Causal Inference
Interventionalist interpretations of studies involving compound treatments Kerollos Wanis* Kerollos Wanis Aaron Sarvet
When studying interventions, investigators will attempt to specify all their relevant characteristics. When a treatment has unspecified outcome relevant features, it has been referred to in the causal inference literature as a compound treatment. The study of compound treatments has been posed as a serious problem in causal inference research, due to violations of the ”Stable Unit Treatment Value Assumption.” But many treatments of interest are, in fact, compound treatments. This is true not only in observational research, but also in experimental studies.
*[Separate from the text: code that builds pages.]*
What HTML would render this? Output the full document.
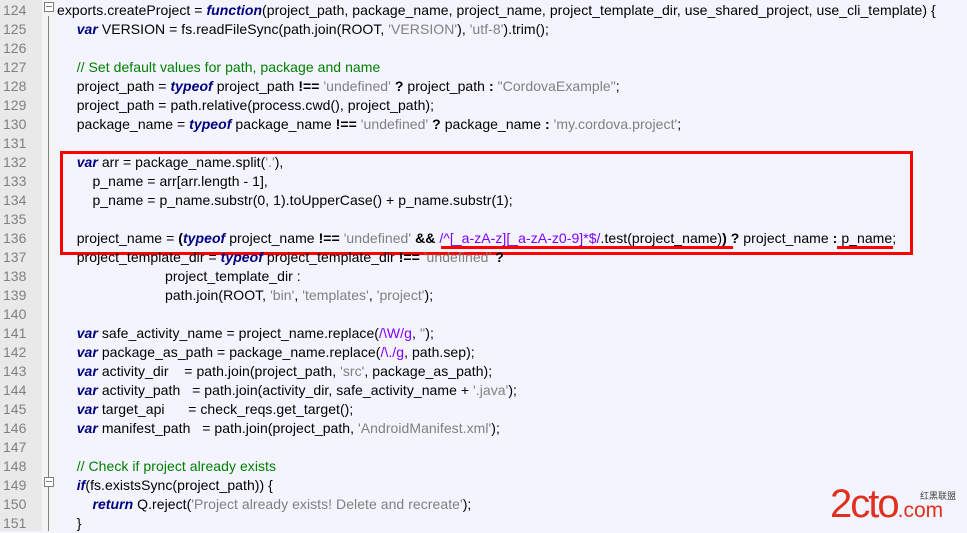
<!DOCTYPE html><html><head><style>
body{margin:0;width:967px;height:531px;overflow:hidden;background:#f3f4fd;font-family:"Liberation Sans","DejaVu Sans",sans-serif;font-size:14px;position:relative}
#g{position:absolute;left:0;top:0;width:42px;height:531px;background:#e9e9e9}
#f{position:absolute;left:42px;top:0;width:14px;height:531px;background:#f4f4f4}
#fl{position:absolute;left:48px;top:16px;width:1px;height:515px;background:#808080}
.l{position:absolute;left:0;height:19px;line-height:19px;white-space:pre;color:#000}
.n{position:absolute;left:3px;width:34px;color:#808080;font-size:14px}
.c{position:absolute;left:57px;letter-spacing:0.05px}
.k{color:#000080;font-weight:bold;font-style:italic}
.s{color:#808080}
.m{color:#008000}
.r{color:#8000ff}
.o{font-weight:bold}
.box{position:absolute;left:44px;top:1px;width:8px;height:8px;border:1px solid #808080;background:#fff}
.box:after{content:"";position:absolute;left:1px;top:3px;width:6px;height:1px;background:#808080}
</style></head><body>
<div id="g"></div><div id="f"></div><div id="fl"></div>
<div style="position:absolute;left:60px;top:151px;width:847px;height:98px;border:3px solid #f00"></div>
<div style="position:absolute;left:441px;top:246px;width:292px;height:3px;background:#f00"></div>
<div style="position:absolute;left:837px;top:246px;width:56px;height:3px;background:#f00"></div>
<div style="position:absolute;left:920px;top:491px;font-size:9px;line-height:10px;color:#444;font-family:'Noto Sans CJK SC',sans-serif">红黑联盟</div>
<div style="position:absolute;left:830px;top:484px;font-size:40px;line-height:40px;color:#e03020;letter-spacing:-2px;font-family:'Liberation Sans',sans-serif">2cto<span style="font-size:21px;letter-spacing:0">.com</span></div>
<div class="l" style="top:1px"><span class="n">124</span><span class="box"></span><span class="c">exports.createProject = <span class="k">function</span>(project_path, package_name, project_name, project_template_dir, use_shared_project, use_cli_template) {</span></div>
<div class="l" style="top:20px"><span class="n">125</span><span class="c">     <span class="k">var</span> VERSION = fs.readFileSync(path.join(ROOT, <span class="s">'VERSION'</span>), <span class="s">'utf-8'</span>).trim();</span></div>
<div class="l" style="top:39px"><span class="n">126</span></div>
<div class="l" style="top:58px"><span class="n">127</span><span class="c">     <span class="m">// Set default values for path, package and name</span></span></div>
<div class="l" style="top:77px"><span class="n">128</span><span class="c">     project_path = <span class="k">typeof</span> project_path <span class="o">!==</span> <span class="s">'undefined'</span> <span class="o">?</span> project_path <span class="o">:</span> <span class="s">"CordovaExample"</span>;</span></div>
<div class="l" style="top:96px"><span class="n">129</span><span class="c">     project_path = path.relative(process.cwd(), project_path);</span></div>
<div class="l" style="top:115px"><span class="n">130</span><span class="c">     package_name = <span class="k">typeof</span> package_name <span class="o">!==</span> <span class="s">'undefined'</span> <span class="o">?</span> package_name <span class="o">:</span> <span class="s">'my.cordova.project'</span>;</span></div>
<div class="l" style="top:134px"><span class="n">131</span></div>
<div class="l" style="top:153px"><span class="n">132</span><span class="c">     <span class="k">var</span> arr = package_name.split(<span class="s">'.'</span>),</span></div>
<div class="l" style="top:172px"><span class="n">133</span><span class="c">         p_name = arr[arr.length - 1],</span></div>
<div class="l" style="top:191px"><span class="n">134</span><span class="c">         p_name = p_name.substr(0, 1).toUpperCase() + p_name.substr(1);</span></div>
<div class="l" style="top:210px"><span class="n">135</span></div>
<div class="l" style="top:229px"><span class="n">136</span><span class="c">     project_name = <span class="o">(</span><span class="k">typeof</span> project_name <span class="o">!==</span> <span class="s">'undefined'</span> <span class="o">&amp;&amp;</span> <span class="r">/^[_a-zA-z][_a-zA-z0-9]*$/</span>.test(project_name)<span class="o">)</span> <span class="o">?</span> project_name <span class="o">:</span> p_name;</span></div>
<div class="l" style="top:248px"><span class="n">137</span><span class="c">     project_template_dir = <span class="k">typeof</span> project_template_dir <span class="o">!==</span> <span class="s">'undefined'</span> <span class="o">?</span></span></div>
<div class="l" style="top:267px"><span class="n">138</span><span class="c" style="left:165px">project_template_dir :</span></div>
<div class="l" style="top:286px"><span class="n">139</span><span class="c" style="left:165px">path.join(ROOT, <span class="s">'bin'</span>, <span class="s">'templates'</span>, <span class="s">'project'</span>);</span></div>
<div class="l" style="top:305px"><span class="n">140</span></div>
<div class="l" style="top:324px"><span class="n">141</span><span class="c">     <span class="k">var</span> safe_activity_name = project_name.replace(<span class="r">/\W/g</span>, <span class="s">''</span>);</span></div>
<div class="l" style="top:343px"><span class="n">142</span><span class="c">     <span class="k">var</span> package_as_path = package_name.replace(<span class="r">/\./g</span>, path.sep);</span></div>
<div class="l" style="top:362px"><span class="n">143</span><span class="c">     <span class="k">var</span> activity_dir    = path.join(project_path, <span class="s">'src'</span>, package_as_path);</span></div>
<div class="l" style="top:381px"><span class="n">144</span><span class="c">     <span class="k">var</span> activity_path   = path.join(activity_dir, safe_activity_name + <span class="s">'.java'</span>);</span></div>
<div class="l" style="top:400px"><span class="n">145</span><span class="c">     <span class="k">var</span> target_api      = check_reqs.get_target();</span></div>
<div class="l" style="top:419px"><span class="n">146</span><span class="c">     <span class="k">var</span> manifest_path   = path.join(project_path, <span class="s">'AndroidManifest.xml'</span>);</span></div>
<div class="l" style="top:438px"><span class="n">147</span></div>
<div class="l" style="top:457px"><span class="n">148</span><span class="c">     <span class="m">// Check if project already exists</span></span></div>
<div class="l" style="top:476px"><span class="n">149</span><span class="box"></span><span class="c">     <span class="k">if</span>(fs.existsSync(project_path)) {</span></div>
<div class="l" style="top:495px"><span class="n">150</span><span class="c">         <span class="k">return</span> Q.reject(<span class="s">'Project already exists! Delete and recreate'</span>);</span></div>
<div class="l" style="top:514px"><span class="n">151</span><span class="c">     }</span></div>
</body></html>
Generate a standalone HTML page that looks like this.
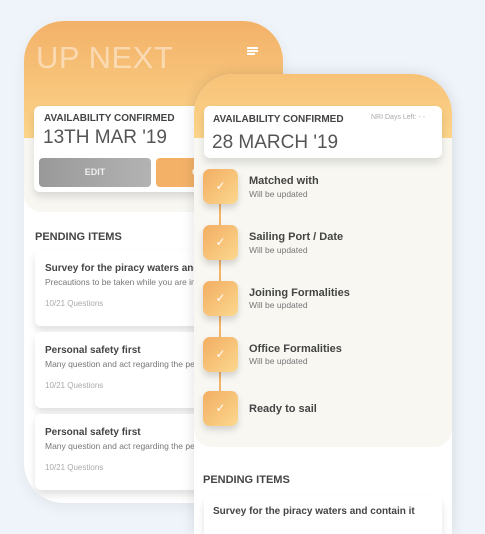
<!DOCTYPE html><html><head><style>
*{margin:0;padding:0;box-sizing:border-box}
body{width:485px;height:517px;overflow:hidden;background:#eef4f9;font-family:"Liberation Sans",sans-serif;position:relative;color:#444}
.abs{position:absolute}
.back{left:24px;top:21px;width:259px;height:482px;border-radius:40px;background:#fff;overflow:hidden;box-shadow:0 4px 14px rgba(0,0,0,.06)}
.bhead{left:0;top:0;width:259px;height:117px;background:linear-gradient(#f3b168,#fbd48a)}
.bbeige{left:0;top:117px;width:259px;height:74px;background:#f8f7f2;border-radius:0 0 0 18px}
.card{background:#fff;border-radius:6px;box-shadow:0 5px 8px rgba(0,0,0,.12)}
.t{position:absolute;white-space:nowrap}
.front{left:194px;top:74px;width:258px;height:460px;border-radius:40px 40px 0 0;background:#fff;overflow:hidden;box-shadow:0 0 14px rgba(0,0,0,.12)}
.fhead{left:0;top:0;width:258px;height:64px;background:linear-gradient(#f7c278,#fbd48a)}
.fbeige{left:0;top:64px;width:258px;height:309px;background:#f8f7f2;border-radius:0 0 18px 18px}
.box{position:absolute;left:9px;width:35px;height:35px;border-radius:7px;background:linear-gradient(135deg,#f2ad62,#fbd88e);box-shadow:0 4px 7px rgba(0,0,0,.15);color:#fff;font-size:12px;text-align:center;line-height:35px}
.h{font-size:11px;font-weight:bold;color:#444}
.s{font-size:8.5px;color:#777}
</style></head><body>
<div class="abs back">
 <div class="abs bhead"></div>
 <div class="abs bbeige"></div>
 <div class="t" style="left:12px;top:19px;font-size:31px;color:#fff;opacity:.45;letter-spacing:.5px">UP NEXT</div>
 <div class="abs" style="left:223px;top:26px;width:11px;height:1.5px;background:#fff"></div>
 <div class="abs" style="left:223px;top:29px;width:11px;height:1.5px;background:#fff"></div>
 <div class="abs" style="left:223px;top:32px;width:8px;height:1.5px;background:#fff"></div>
 <div class="abs card" style="left:10px;top:85px;width:240px;height:86px"></div>
 <div class="t" style="left:20px;top:92px;font-size:10px;font-weight:bold;color:#444">AVAILABILITY CONFIRMED</div>
 <div class="t" style="left:19px;top:106px;font-size:19px;color:#555">13TH MAR '19</div>
 <div class="abs" style="left:15px;top:137px;width:112px;height:29px;border-radius:4px;background:linear-gradient(90deg,#999,#b3b3b3);color:#eee;font-size:9px;font-weight:bold;text-align:center;line-height:29px">EDIT</div>
 <div class="abs" style="left:132px;top:137px;width:112px;height:29px;border-radius:4px;background:#f3b168;color:#fff;font-size:9px;font-weight:bold;line-height:29px;padding-left:36px">C</div>
 <div class="t" style="left:11px;top:210px;font-size:11px;font-weight:bold;color:#444">PENDING ITEMS</div>
 <div class="abs card" style="left:11px;top:229px;width:200px;height:76px"></div>
 <div class="t h" style="left:21px;top:242px;font-size:10px">Survey for the piracy waters and c</div>
 <div class="t s" style="left:21px;top:256px">Precautions to be taken while you are in p</div>
 <div class="t" style="left:21px;top:278px;font-size:8px;color:#aaa">10/21 Questions</div>
 <div class="abs card" style="left:11px;top:311px;width:200px;height:76px"></div>
 <div class="t h" style="left:21px;top:324px;font-size:10px">Personal safety first</div>
 <div class="t s" style="left:21px;top:338px">Many question and act regarding the per</div>
 <div class="t" style="left:21px;top:360px;font-size:8px;color:#aaa">10/21 Questions</div>
 <div class="abs card" style="left:11px;top:393px;width:200px;height:76px"></div>
 <div class="t h" style="left:21px;top:406px;font-size:10px">Personal safety first</div>
 <div class="t s" style="left:21px;top:420px">Many question and act regarding the per</div>
 <div class="t" style="left:21px;top:442px;font-size:8px;color:#aaa">10/21 Questions</div>
</div>
<div class="abs front">
 <div class="abs fhead"></div>
 <div class="abs fbeige"></div>
 <div class="abs card" style="left:10px;top:32px;width:238px;height:52px"></div>
 <div class="t" style="left:19px;top:40px;font-size:10px;font-weight:bold;color:#444">AVAILABILITY CONFIRMED</div>
 <div class="t" style="left:177px;top:40px;font-size:7px;color:#aaa">NRI Days Left: - -</div>
 <div class="t" style="left:18px;top:58px;font-size:19px;color:#555">28 MARCH '19</div>
 <div class="abs" style="left:25px;top:120px;width:2px;height:200px;background:#f2b46a"></div>
 <div class="box" style="top:95px">✓</div>
 <div class="t h" style="left:55px;top:101px">Matched with</div><div class="t s" style="left:55px;top:115px">Will be updated</div>
 <div class="box" style="top:151px">✓</div>
 <div class="t h" style="left:55px;top:157px">Sailing Port / Date</div><div class="t s" style="left:55px;top:171px">Will be updated</div>
 <div class="box" style="top:207px">✓</div>
 <div class="t h" style="left:55px;top:213px">Joining Formalities</div><div class="t s" style="left:55px;top:226px">Will be updated</div>
 <div class="box" style="top:263px">✓</div>
 <div class="t h" style="left:55px;top:269px">Office Formalities</div><div class="t s" style="left:55px;top:282px">Will be updated</div>
 <div class="box" style="top:317px">✓</div>
 <div class="t h" style="left:55px;top:329px">Ready to sail</div>
 <div class="t" style="left:9px;top:400px;font-size:11px;font-weight:bold;color:#444">PENDING ITEMS</div>
 <div class="abs card" style="left:10px;top:422px;width:238px;height:60px"></div>
 <div class="t h" style="left:19px;top:432px;font-size:10px">Survey for the piracy waters and contain it</div>
</div>
</body></html>
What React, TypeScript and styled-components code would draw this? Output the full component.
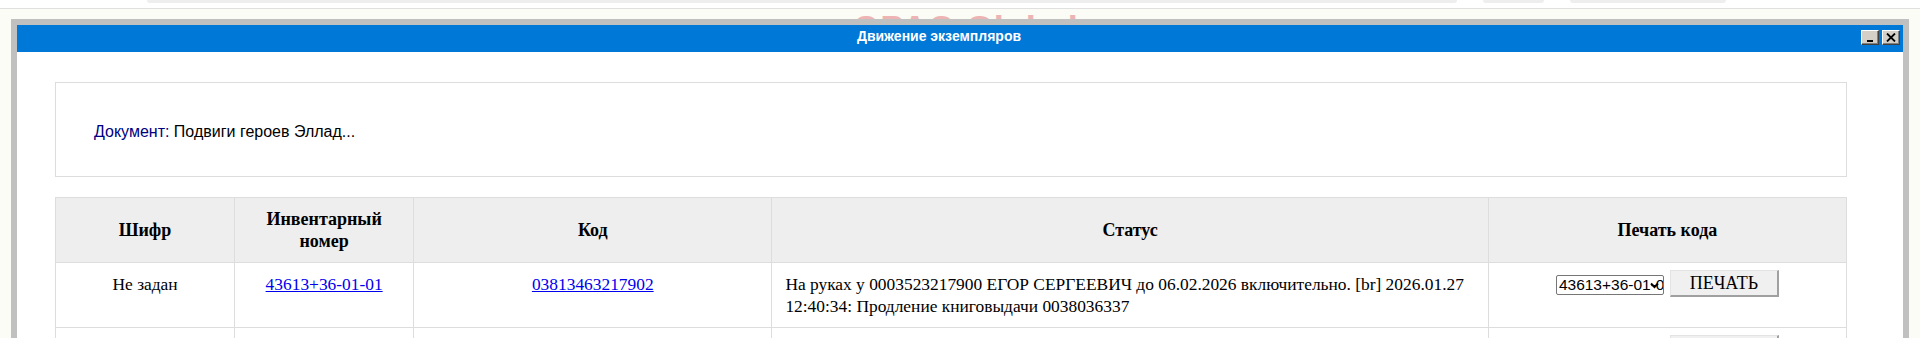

Investigators are unlikely to know all the outcome relevant features of an intervention to be studied. Indeed, the act of studying an intervention suggests some ignorance about its outcome causing mechanisms. And, even if known, were every intervention feature specified, the study might be obscure and of little practical relevance because the intervention would not reflect the natural flexibility of undergoing treatment in the real-world. We argue that causal effects of compound treatments are not only well-defined features of a study population, but might in fact be the effects most useful to decision makers in many scenarios. Inspired by the treatment decomposition that characterizes separable effect estimands, we reconsider compound treatments and the effects of interest when two such treatments are compared. This decomposition allows us to consider hypothetical interventions that modify the compound treatment. When the relevant features of a compound treatment are known and their values measured, data from observational or experimental studies can be used to study hypothetical modifications of compound treatments. When the outcome relevant features are not known, a separable effects decomposition can still allow investigators to study hypothetical modifications of compound treatments. We apply these methods to study the effect of donation after cardiac death on the survival of liver transplant recipients.